What we need to recover in the land is a sense of the Biblical concept of Sabbath. It has been ignored by too many for too long. But, God built it into the system for a reason, from the beginning. The Sabbath is a time of rest and pleasure in our being created by God. Even God took the seventh day off. It is a break in the week, a time of “fresh air” from life’s criticisms and that which wears us down. The Sabbath is a time to refresh. It is a question of worth, of not doing, but of being; resting, reflecting. And it is not easy for us. But it is something which God commanded in Genesis, Exodus and Deuteronomy. I have come to believe that it can even be a measure of faith, how much Sabbath we have in our lives. It can almost be seen as the Gospel in a nutshell, a gift of God. Sabbath is where we recover our creativity and our createdness, resting and filling up our souls. Jesus said, “The Sabbath was created for man, not man for the Sabbath.” It is a gift.

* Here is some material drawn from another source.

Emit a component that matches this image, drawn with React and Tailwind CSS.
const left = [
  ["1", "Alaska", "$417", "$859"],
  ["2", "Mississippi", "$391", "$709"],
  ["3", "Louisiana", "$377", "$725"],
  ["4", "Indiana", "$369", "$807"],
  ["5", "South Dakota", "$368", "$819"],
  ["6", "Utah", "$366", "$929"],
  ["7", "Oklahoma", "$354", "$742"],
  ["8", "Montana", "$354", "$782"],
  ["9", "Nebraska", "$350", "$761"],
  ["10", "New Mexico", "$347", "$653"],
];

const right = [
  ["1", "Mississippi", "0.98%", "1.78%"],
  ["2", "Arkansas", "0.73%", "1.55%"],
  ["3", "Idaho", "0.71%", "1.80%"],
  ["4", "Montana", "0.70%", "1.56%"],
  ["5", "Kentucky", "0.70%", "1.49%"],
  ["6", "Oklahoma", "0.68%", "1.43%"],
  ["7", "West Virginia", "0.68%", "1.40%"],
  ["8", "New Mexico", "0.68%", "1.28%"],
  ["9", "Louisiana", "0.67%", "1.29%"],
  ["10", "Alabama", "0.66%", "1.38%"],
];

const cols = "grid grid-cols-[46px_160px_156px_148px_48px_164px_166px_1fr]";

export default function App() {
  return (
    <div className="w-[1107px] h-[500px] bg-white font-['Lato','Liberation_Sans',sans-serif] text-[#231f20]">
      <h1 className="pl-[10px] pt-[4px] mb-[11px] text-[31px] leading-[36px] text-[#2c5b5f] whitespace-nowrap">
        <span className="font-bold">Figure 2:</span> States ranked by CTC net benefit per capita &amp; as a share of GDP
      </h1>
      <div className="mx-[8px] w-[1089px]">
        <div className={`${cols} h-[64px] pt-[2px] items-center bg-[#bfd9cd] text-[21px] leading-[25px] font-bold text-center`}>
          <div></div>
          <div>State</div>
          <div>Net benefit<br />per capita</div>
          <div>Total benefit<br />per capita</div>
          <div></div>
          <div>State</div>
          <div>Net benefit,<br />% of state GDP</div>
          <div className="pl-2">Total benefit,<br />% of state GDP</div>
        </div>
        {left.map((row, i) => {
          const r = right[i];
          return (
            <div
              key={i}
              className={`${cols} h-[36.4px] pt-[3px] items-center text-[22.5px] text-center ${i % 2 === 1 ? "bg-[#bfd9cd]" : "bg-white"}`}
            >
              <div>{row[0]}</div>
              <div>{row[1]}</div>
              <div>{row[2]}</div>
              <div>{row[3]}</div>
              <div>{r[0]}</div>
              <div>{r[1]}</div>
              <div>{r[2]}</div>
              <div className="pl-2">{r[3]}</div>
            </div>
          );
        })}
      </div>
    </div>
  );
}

Here are some characteristics of the Sabbath. First, it is withdrawl for gifted communion. You do not do Sabbath. It is a time to stop using and being used, just to be. It is rest without motive. Rather a time of deep pleasure of rest, to restore the soul. Second, it can be play, but in a certain sense. It is Useless, free time, “Holy play.” Play is physically needed by us, and spirituality is often related to the physical sphere. They overlap. It frees the mind. Prayer and scripture study, the Greek word for the Holy Spirit is “paraklesis,” which also can mean “Dancing around.” There is no motive of competition, but rather the joy of just being with God. And third, Sabbath is mindfulness, not usefulness. It is a time to focus on God’s presence in everything that is, even the most mundane activities. “Peace in every step,” recovering a sense of the sanctity of life. Let God refill us, re-create us; as He has made us a new creation in Christ Jesus, who saw the need for Sabbath in the lives of his apostles after a period of hard work. And, perhaps, those were some of the “many things” that he stopped to teach the crowd.